Q1: Can I cook a Delmonico steak on a gas grill?
Yes, absolutely. While I prefer the cast iron pan for the crust, a gas grill works well too. Just make sure you get the grill very hot (500°F+) before putting the meat on. Because the Delmonico has a lot of fat, be careful of flare-ups. When the fat drips onto the burners, it can cause flames to shoot up and burn the meat. Keep an eye on it.

Q2: Is a Delmonico steak expensive?
It is usually on the higher end of the price scale. Because it is a premium cut (typically ribeye) and requires a good amount of trimming and marbling, it costs more than a sirloin or chuck roast. However, it is usually cheaper than a Filet Mignon.

Q3: My steak turned out gray on the outside. What happened?
This usually happens because the steak was wet when you put it in the pan, or the pan wasn’t hot enough. Remember to pat the steak completely dry with paper towels before cooking. Also, wait until your oil is shimmering and starting to smoke slightly before adding the meat.
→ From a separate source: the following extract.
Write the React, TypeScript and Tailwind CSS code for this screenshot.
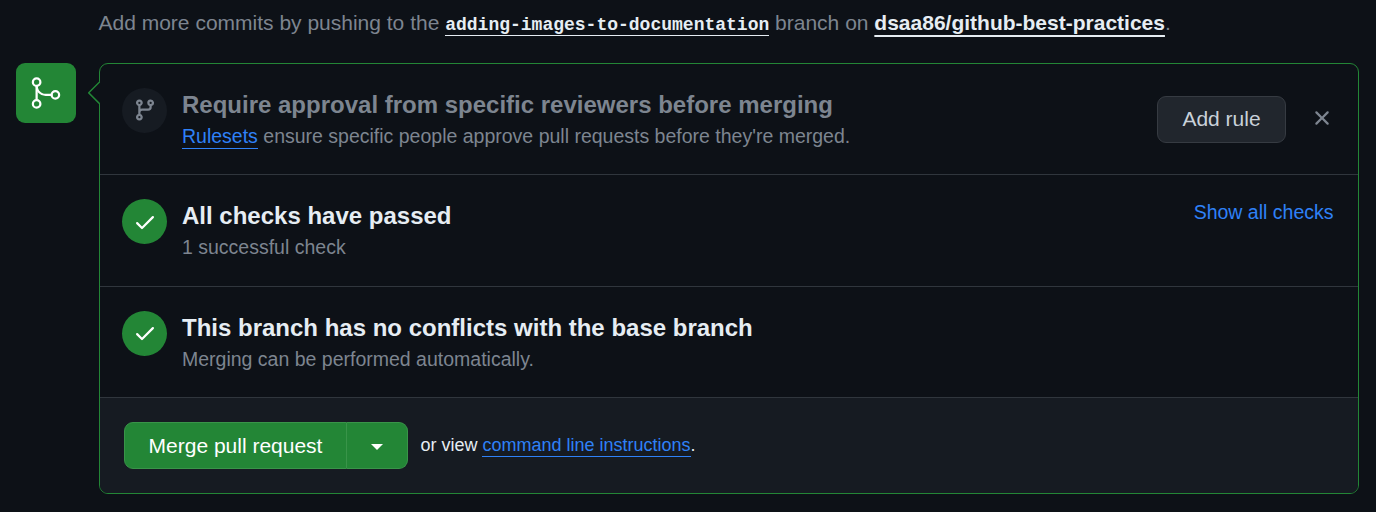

Q4: Should I marinate a Delmonico steak?
No, I would strongly advise against it. Marinades are great for tough cuts of meat like flank steak or skirt steak because they help break down fibers. A Delmonico is already tender and flavorful. If you marinate it, you mask the natural taste of the premium beef. Salt and pepper are all you need.

Q5: How do I slice the steak for serving?
Always slice “against the grain.” Look at the direction the muscle fibers are running, and cut perpendicular to them. This shortens the fibers and makes each bite more tender to chew. For a thick Delmonico, I like to slice it into half-inch strips and fan them out on the plate.